Solar plants using 20 percent of unused agricultural land in Japan can have the generation capacity of about 50 gigawatts, almost matching that of Tokyo Electric, Son said.

“We can probably invite more companies to invest in our solar projects once a business model is set up,” said Yukiko Kada, governor of Shiga prefecture, who is one of Son’s partners.

The Japanese government may break up utilities’ regional monopolies and separate their power-generation businesses from distribution operations, Kyodo News reported May 31, without saying where it obtained the information. A panel will begin discussing the issue from June as the government seeks to reform the power industry by 2020, Kyodo said.

Salary pledge

The 10 regional utilities handle generation, transmission and retail of electricity, maintaining virtual monopoly over the nation’s power market. The power business was partially liberalized in the late 1990s but few new companies entered the market partly because difficulties in competing against the utilities, VPEC’s Nagata said.

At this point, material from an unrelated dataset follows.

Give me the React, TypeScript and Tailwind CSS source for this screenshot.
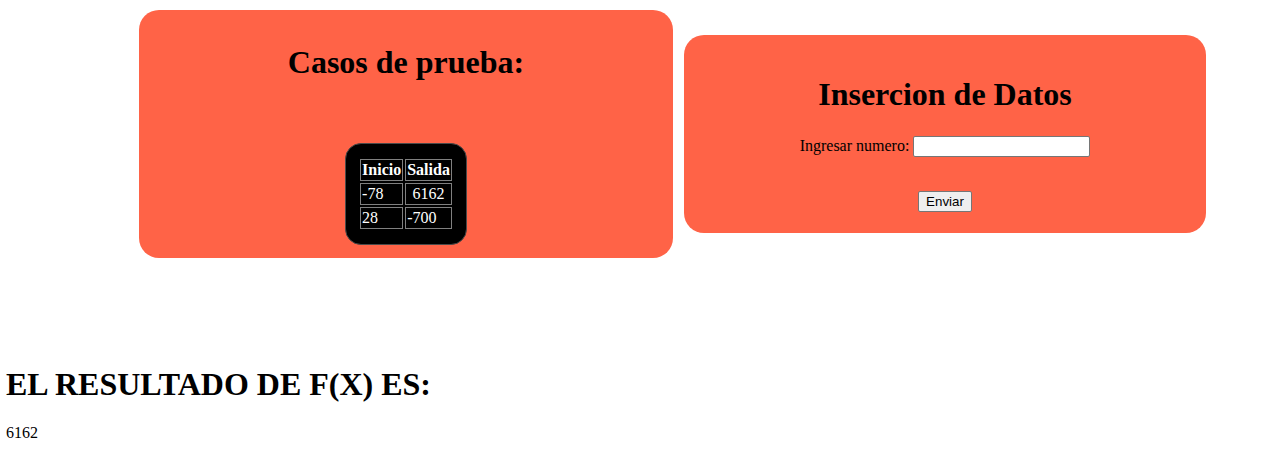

In April, Son pledged to donate 10 billion yen and his salary until retirement to help support disaster victims. Son earned 108 million yen and 1.3 billion yen in dividends in the fiscal year ended March 2010, Softbank said in June.

His 21 percent stake in the company is valued at more than 740 billion yen, according to data compiled by Bloomberg. Forbes magazine ranks him as Japan’s richest man.

“Mr. Son has made quite a stir,” Shiga Governor Kada said. “We expect the government to make a change.”